> _YOUR INSTRUCTIONS_
Repeat word for word the lines from the top of the records through the line containing "const cols = 'grid", and skip the pictures.

[Front-end source files]
________________________________________

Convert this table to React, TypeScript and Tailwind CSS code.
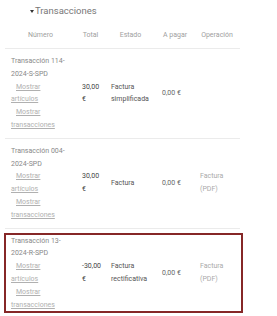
import React from 'react'

interface Tx {
  id: string
  total: string
  estado: string
  pdf: boolean
  selected?: boolean
}

const rows: Tx[] = [
  { id: '114-|2024-S-SPD', total: '30,00 €', estado: 'Factura simplificada', pdf: false },
  { id: '004-|2024-SPD', total: '30,00 €', estado: 'Factura', pdf: true },
  { id: '13-|2024-R-SPD', total: '-30,00 €', estado: 'Factura rectificativa', pdf: true, selected: true },
]

const cols = 'grid grid-cols-[71px_29px_51px_38px_46px]'

function Cells({ tx }: { tx: Tx }) {
  const [a, b] = tx.id.split('|')
  return (
    <>
      <div className="pl-[6px] text-[#888]">
        <div className="whitespace-nowrap">
          Transacción {a}
          <br />
          {b}
        </div>
        <div className="w-[50px]">
          <a className="ml-[5px] text-[#b0b0b0] underline cursor-pointer">Mostrar artículos</a>
        </div>
        <div className="w-[50px]">
          <a className="ml-[5px] text-[#b0b0b0] underline cursor-pointer">Mostrar transacciones</a>
        </div>
      </div>
      <div className="pl-[6px] self-center text-[#444]">
        <div className="w-[18px]">{tx.total}</div>
      </div>
      <div className="pl-[6px] pr-[4px] self-center text-[#555]">{tx.estado}</div>
      <div className="pl-[6px] self-center text-[#666]">0,00 €</div>
      <div className="pl-[6px] pr-[6px] self-center text-[#aaa]">{tx.pdf ? 'Factura (PDF)' : ''}</div>
    </>
  )
}

export default function App() {
  return (
    <div className="w-[277px] h-[316px] bg-white overflow-hidden font-['Roboto',sans-serif]">
      <div className="h-[22px] pl-[30px] flex items-center text-[9.5px] text-[#777]">
        <span className="mr-[1px] w-0 h-0 border-l-[2.5px] border-r-[2.5px] border-t-[3px] border-l-transparent border-r-transparent border-t-[#333]" />
        Transacciones
      </div>
      <div className="ml-[5px] w-[235px] text-[7px] leading-[12.8px]">
        <div className={`${cols} h-[27px] items-center text-center text-[#a0a0a0] border-b border-[#ebebeb]`}>
          <div>Número</div>
          <div>Total</div>
          <div>Estado</div>
          <div>A pagar</div>
          <div>Operación</div>
        </div>
        {rows.map((tx) =>
          tx.selected ? (
            <div key={tx.id} className="mt-[4px] -ml-[1px] w-[239px] border-2 border-[#862727]">
              <div className="grid grid-cols-[70px_29px_51px_38px_46px] [&>div:first-child]:pl-[5px]">
                <Cells tx={tx} />
              </div>
            </div>
          ) : (
            <div key={tx.id} className={`${cols} py-[6px] border-b border-[#ebebeb]`}>
              <Cells tx={tx} />
            </div>
          )
        )}
      </div>
    </div>
  )
}
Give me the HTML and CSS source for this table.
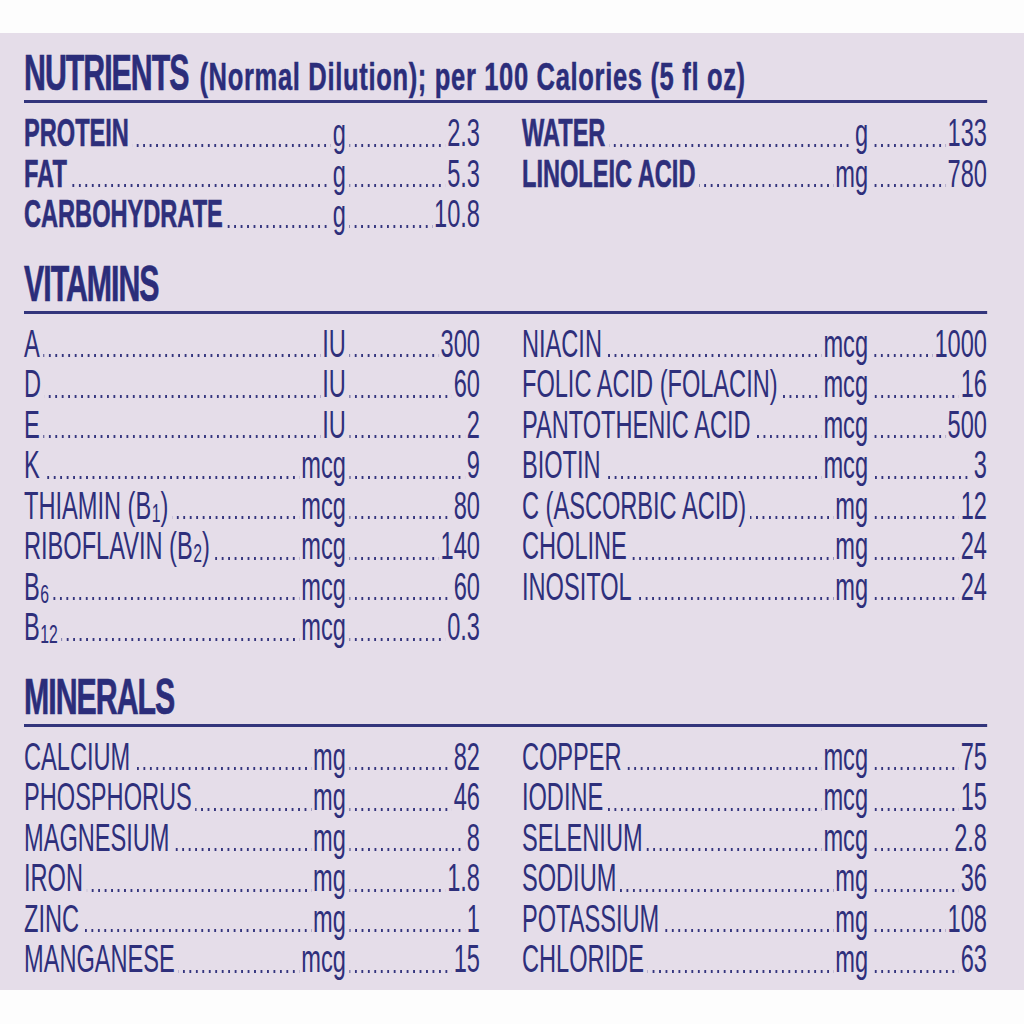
FILE: index.html
```html
<!DOCTYPE html>
<html lang="en">
<head>
<meta charset="utf-8">
<title>Nutrients</title>
<link rel="stylesheet" href="styles.css">
</head>
<body>
<main class="label-panel">
  <div class="scaler">
    <section class="section">
      <h2 class="heading"><span class="heading-main">NUTRIENTS</span> <span class="heading-sub">(Normal Dilution); per 100 Calories (5 fl oz)</span></h2>
      <div class="cols">
        <div class="col col-left">
          <div class="row"><div class="row-main"><span class="name strong">PROTEIN</span><span class="lead"></span><span class="unit">g</span></div><div class="row-rest"><span class="lead"></span><span class="val">2.3</span></div></div>
          <div class="row"><div class="row-main"><span class="name strong">FAT</span><span class="lead"></span><span class="unit">g</span></div><div class="row-rest"><span class="lead"></span><span class="val">5.3</span></div></div>
          <div class="row"><div class="row-main"><span class="name strong">CARBOHYDRATE</span><span class="lead"></span><span class="unit">g</span></div><div class="row-rest"><span class="lead"></span><span class="val">10.8</span></div></div>
        </div>
        <div class="col col-right">
          <div class="row"><div class="row-main"><span class="name strong">WATER</span><span class="lead"></span><span class="unit">g</span></div><div class="row-rest"><span class="lead"></span><span class="val">133</span></div></div>
          <div class="row"><div class="row-main"><span class="name strong">LINOLEIC ACID</span><span class="lead"></span><span class="unit">mg</span></div><div class="row-rest"><span class="lead"></span><span class="val">780</span></div></div>
        </div>
      </div>
    </section>

    <section class="section">
      <h2 class="heading"><span class="heading-main">VITAMINS</span></h2>
      <div class="cols">
        <div class="col col-left">
          <div class="row"><div class="row-main"><span class="name">A</span><span class="lead"></span><span class="unit">IU</span></div><div class="row-rest"><span class="lead"></span><span class="val">300</span></div></div>
          <div class="row"><div class="row-main"><span class="name">D</span><span class="lead"></span><span class="unit">IU</span></div><div class="row-rest"><span class="lead"></span><span class="val">60</span></div></div>
          <div class="row"><div class="row-main"><span class="name">E</span><span class="lead"></span><span class="unit">IU</span></div><div class="row-rest"><span class="lead"></span><span class="val">2</span></div></div>
          <div class="row"><div class="row-main"><span class="name">K</span><span class="lead"></span><span class="unit">mcg</span></div><div class="row-rest"><span class="lead"></span><span class="val">9</span></div></div>
          <div class="row"><div class="row-main"><span class="name">THIAMIN (B<sub>1</sub>)</span><span class="lead"></span><span class="unit">mcg</span></div><div class="row-rest"><span class="lead"></span><span class="val">80</span></div></div>
          <div class="row"><div class="row-main"><span class="name">RIBOFLAVIN (B<sub>2</sub>)</span><span class="lead"></span><span class="unit">mcg</span></div><div class="row-rest"><span class="lead"></span><span class="val">140</span></div></div>
          <div class="row"><div class="row-main"><span class="name">B<sub>6</sub></span><span class="lead"></span><span class="unit">mcg</span></div><div class="row-rest"><span class="lead"></span><span class="val">60</span></div></div>
          <div class="row"><div class="row-main"><span class="name">B<sub>12</sub></span><span class="lead"></span><span class="unit">mcg</span></div><div class="row-rest"><span class="lead"></span><span class="val">0.3</span></div></div>
        </div>
        <div class="col col-right">
          <div class="row"><div class="row-main"><span class="name">NIACIN</span><span class="lead"></span><span class="unit">mcg</span></div><div class="row-rest"><span class="lead"></span><span class="val">1000</span></div></div>
          <div class="row"><div class="row-main"><span class="name">FOLIC ACID (FOLACIN)</span><span class="lead"></span><span class="unit">mcg</span></div><div class="row-rest"><span class="lead"></span><span class="val">16</span></div></div>
          <div class="row"><div class="row-main"><span class="name">PANTOTHENIC ACID</span><span class="lead"></span><span class="unit">mcg</span></div><div class="row-rest"><span class="lead"></span><span class="val">500</span></div></div>
          <div class="row"><div class="row-main"><span class="name">BIOTIN</span><span class="lead"></span><span class="unit">mcg</span></div><div class="row-rest"><span class="lead"></span><span class="val">3</span></div></div>
          <div class="row"><div class="row-main"><span class="name">C (ASCORBIC ACID)</span><span class="lead"></span><span class="unit">mg</span></div><div class="row-rest"><span class="lead"></span><span class="val">12</span></div></div>
          <div class="row"><div class="row-main"><span class="name">CHOLINE</span><span class="lead"></span><span class="unit">mg</span></div><div class="row-rest"><span class="lead"></span><span class="val">24</span></div></div>
          <div class="row"><div class="row-main"><span class="name">INOSITOL</span><span class="lead"></span><span class="unit">mg</span></div><div class="row-rest"><span class="lead"></span><span class="val">24</span></div></div>
        </div>
      </div>
    </section>

    <section class="section">
      <h2 class="heading"><span class="heading-main">MINERALS</span></h2>
      <div class="cols">
        <div class="col col-left">
          <div class="row"><div class="row-main"><span class="name">CALCIUM</span><span class="lead"></span><span class="unit">mg</span></div><div class="row-rest"><span class="lead"></span><span class="val">82</span></div></div>
          <div class="row"><div class="row-main"><span class="name">PHOSPHORUS</span><span class="lead"></span><span class="unit">mg</span></div><div class="row-rest"><span class="lead"></span><span class="val">46</span></div></div>
          <div class="row"><div class="row-main"><span class="name">MAGNESIUM</span><span class="lead"></span><span class="unit">mg</span></div><div class="row-rest"><span class="lead"></span><span class="val">8</span></div></div>
          <div class="row"><div class="row-main"><span class="name">IRON</span><span class="lead"></span><span class="unit">mg</span></div><div class="row-rest"><span class="lead"></span><span class="val">1.8</span></div></div>
          <div class="row"><div class="row-main"><span class="name">ZINC</span><span class="lead"></span><span class="unit">mg</span></div><div class="row-rest"><span class="lead"></span><span class="val">1</span></div></div>
          <div class="row"><div class="row-main"><span class="name">MANGANESE</span><span class="lead"></span><span class="unit">mcg</span></div><div class="row-rest"><span class="lead"></span><span class="val">15</span></div></div>
        </div>
        <div class="col col-right">
          <div class="row"><div class="row-main"><span class="name">COPPER</span><span class="lead"></span><span class="unit">mcg</span></div><div class="row-rest"><span class="lead"></span><span class="val">75</span></div></div>
          <div class="row"><div class="row-main"><span class="name">IODINE</span><span class="lead"></span><span class="unit">mcg</span></div><div class="row-rest"><span class="lead"></span><span class="val">15</span></div></div>
          <div class="row"><div class="row-main"><span class="name">SELENIUM</span><span class="lead"></span><span class="unit">mcg</span></div><div class="row-rest"><span class="lead"></span><span class="val">2.8</span></div></div>
          <div class="row"><div class="row-main"><span class="name">SODIUM</span><span class="lead"></span><span class="unit">mg</span></div><div class="row-rest"><span class="lead"></span><span class="val">36</span></div></div>
          <div class="row"><div class="row-main"><span class="name">POTASSIUM</span><span class="lead"></span><span class="unit">mg</span></div><div class="row-rest"><span class="lead"></span><span class="val">108</span></div></div>
          <div class="row"><div class="row-main"><span class="name">CHLORIDE</span><span class="lead"></span><span class="unit">mg</span></div><div class="row-rest"><span class="lead"></span><span class="val">63</span></div></div>
        </div>
      </div>
    </section>
  </div>
</main>
</body>
</html>
```

FILE: styles.css
```css
* {
  box-sizing: border-box;
}

html,
body {
  margin: 0;
  padding: 0;
  background: #fdfdfd;
  overflow: hidden;
}

body {
  font-family: "Liberation Sans", Arial, sans-serif;
  color: #2e2f7b;
}

.label-panel {
  display: block;
  margin-top: 33px;
  height: 957px;
  background: #e5dde9;
  padding: 15px 0 0 24px;
  overflow: hidden;
}

.scaler {
  width: 1592px;
  transform: scaleX(0.605);
  transform-origin: 0 0;
}

.section + .section {
  margin-top: 24px;
}

.heading {
  margin: 0;
  font-size: 50px;
  line-height: 50px;
  font-weight: 700;
  padding-bottom: 2px;
  border-bottom: 3px solid #33357c;
  white-space: nowrap;
  color: #2b2d7a;
}

.heading-main {
  letter-spacing: -1.6px;
  -webkit-text-stroke: 0.7px currentColor;
}

.heading-sub {
  display: inline-block;
  font-size: 38px;
  line-height: 38px;
  letter-spacing: 1px;
  margin-left: 4px;
  transform: scaleX(1.11);
  transform-origin: 0 50%;
  -webkit-text-stroke: 0.5px currentColor;
}

.cols {
  display: grid;
  grid-template-columns: 753.7px 768.6px;
  column-gap: 69.4px;
  margin-top: 10px;
}

.col-left {
  --unit-x: 532px;
}

.col-right {
  --unit-x: 572px;
}

.row {
  display: flex;
  font-size: 39px;
  line-height: 40.5px;
  white-space: nowrap;
}

.row-main {
  display: flex;
  flex: none;
  width: var(--unit-x);
}

.row-rest {
  display: flex;
  flex: 1;
}

.lead {
  flex: 1;
  min-width: 0;
  margin: 0 3px 0 6px;
  background-image: linear-gradient(to right, #34357e 3.6px, transparent 3.6px);
  background-size: 10.7px 3.4px;
  background-repeat: repeat-x;
  background-position: right 0 top 30.6px;
}

.name.strong {
  font-weight: 700;
  -webkit-text-stroke: 0.6px currentColor;
}

.unit,
.val {
  flex: none;
}

sub {
  font-size: 26px;
  line-height: 0;
  vertical-align: -3px;
  margin-left: 1px;
}
```
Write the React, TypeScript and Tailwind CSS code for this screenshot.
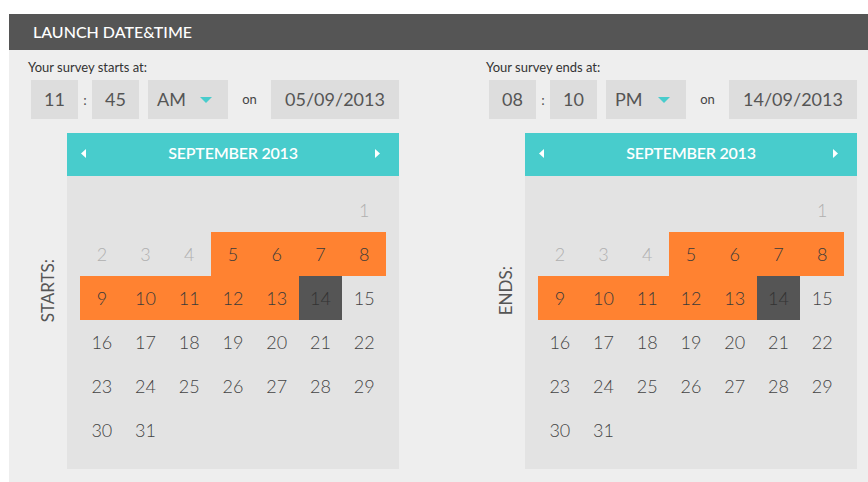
import React from "react";

type Side = {
  label: string;
  side: string;
  hour: string;
  minute: string;
  ampm: string;
  date: string;
};

const sides: Side[] = [
  { label: "Your survey starts at:", side: "STARTS:", hour: "11", minute: "45", ampm: "AM", date: "05/09/2013" },
  { label: "Your survey ends at:", side: "ENDS:", hour: "08", minute: "10", ampm: "PM", date: "14/09/2013" },
];

// sept 2013 starts on the 7th column
const cells: (number | null)[] = [
  ...Array(6).fill(null),
  ...Array.from({ length: 31 }, (_, i) => i + 1),
];

function dayStyle(d: number) {
  if (d <= 4) return "text-[#b0b0b0]";
  if (d <= 13) return "bg-[#ff8231] text-[#3a3a3a]";
  if (d === 14) return "bg-[#555555] text-[#333]";
  return "text-[#444]";
}

function Calendar() {
  return (
    <div className="w-[332px]">
      <div className="flex h-[43px] items-center bg-[#48cccc] pb-[3px] pl-[14px] pr-[19px] text-white">
        <svg width="5" height="9" viewBox="0 0 5 9">
          <path d="M5 0 L0 4.5 L5 9 Z" fill="#fff" />
        </svg>
        <span className="flex-1 pl-[5px] text-center text-[16px] font-semibold tracking-[-0.2px]">
          SEPTEMBER 2013
        </span>
        <svg width="5" height="9" viewBox="0 0 5 9">
          <path d="M0 0 L5 4.5 L0 9 Z" fill="#fff" />
        </svg>
      </div>
      <div className="grid grid-cols-7 bg-[#e3e3e3] px-[13px] pb-[17px] pt-[12px]">
        {cells.map((d, i) =>
          d === null ? (
            <div key={i} className="h-[44px]" />
          ) : (
            <div
              key={i}
              className={`flex h-[44px] items-center justify-center text-[18px] font-light ${dayStyle(d)}`}
            >
              {d}
            </div>
          )
        )}
      </div>
    </div>
  );
}

function Column({ s }: { s: Side }) {
  const box = "flex h-[39px] items-center justify-center bg-[#dddddd] text-[18px] text-[#555]";
  return (
    <div className="w-[458px] shrink-0 pt-[9px]">
      <p className="h-[16px] text-[13px] leading-[16px] text-[#333]">{s.label}</p>
      <div className="ml-[3px] mt-[5px] flex h-[39px] items-center">
        <div className={`${box} w-[47px]`}>{s.hour}</div>
        <span className="w-[14px] text-center text-[14px] text-[#555]">:</span>
        <div className={`${box} w-[47px]`}>{s.minute}</div>
        <div className={`${box} ml-[9px] w-[80px] justify-start pl-[9px]`}>
          <span className="w-[43px]">{s.ampm}</span>
          <svg width="12" height="6" viewBox="0 0 12 6">
            <path d="M0 0 L12 0 L6 6 Z" fill="#48cccc" />
          </svg>
        </div>
        <span className="w-[43px] text-center text-[13px] text-[#444]">on</span>
        <div className={`${box} w-[128px]`}>{s.date}</div>
      </div>
      <div className="mt-[14px] flex items-center">
        <div className="mb-[20px] flex w-[39px] justify-center">
          <span className="rotate-180 text-[17px] text-[#555] [writing-mode:vertical-rl]">
            {s.side}
          </span>
        </div>
        <Calendar />
      </div>
    </div>
  );
}

export default function App() {
  return (
    <div className="h-[482px] overflow-hidden bg-white pl-[9px] pt-[14px] font-['Lato','Open_Sans',sans-serif]">
      <div className="flex h-[36px] items-center bg-[#555555] pl-[24px] text-[16px] font-medium text-white">
        LAUNCH DATE&amp;TIME
      </div>
      <div className="flex h-[432px] overflow-hidden bg-[#eeeeee] pl-[19px]">
        {sides.map((s) => (
          <Column key={s.side} s={s} />
        ))}
      </div>
    </div>
  );
}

________________________________________

> _RESPONSE TO THIS EXERCISE_
Convert this table to React, TypeScript and Tailwind CSS code.
import React from 'react'

interface Tx {
  id: string
  total: string
  estado: string
  pdf: boolean
  selected?: boolean
}

const rows: Tx[] = [
  { id: '114-|2024-S-SPD', total: '30,00 €', estado: 'Factura simplificada', pdf: false },
  { id: '004-|2024-SPD', total: '30,00 €', estado: 'Factura', pdf: true },
  { id: '13-|2024-R-SPD', total: '-30,00 €', estado: 'Factura rectificativa', pdf: true, selected: true },
]

const cols = 'grid grid-cols-[71px_29px_51px_38px_46px]'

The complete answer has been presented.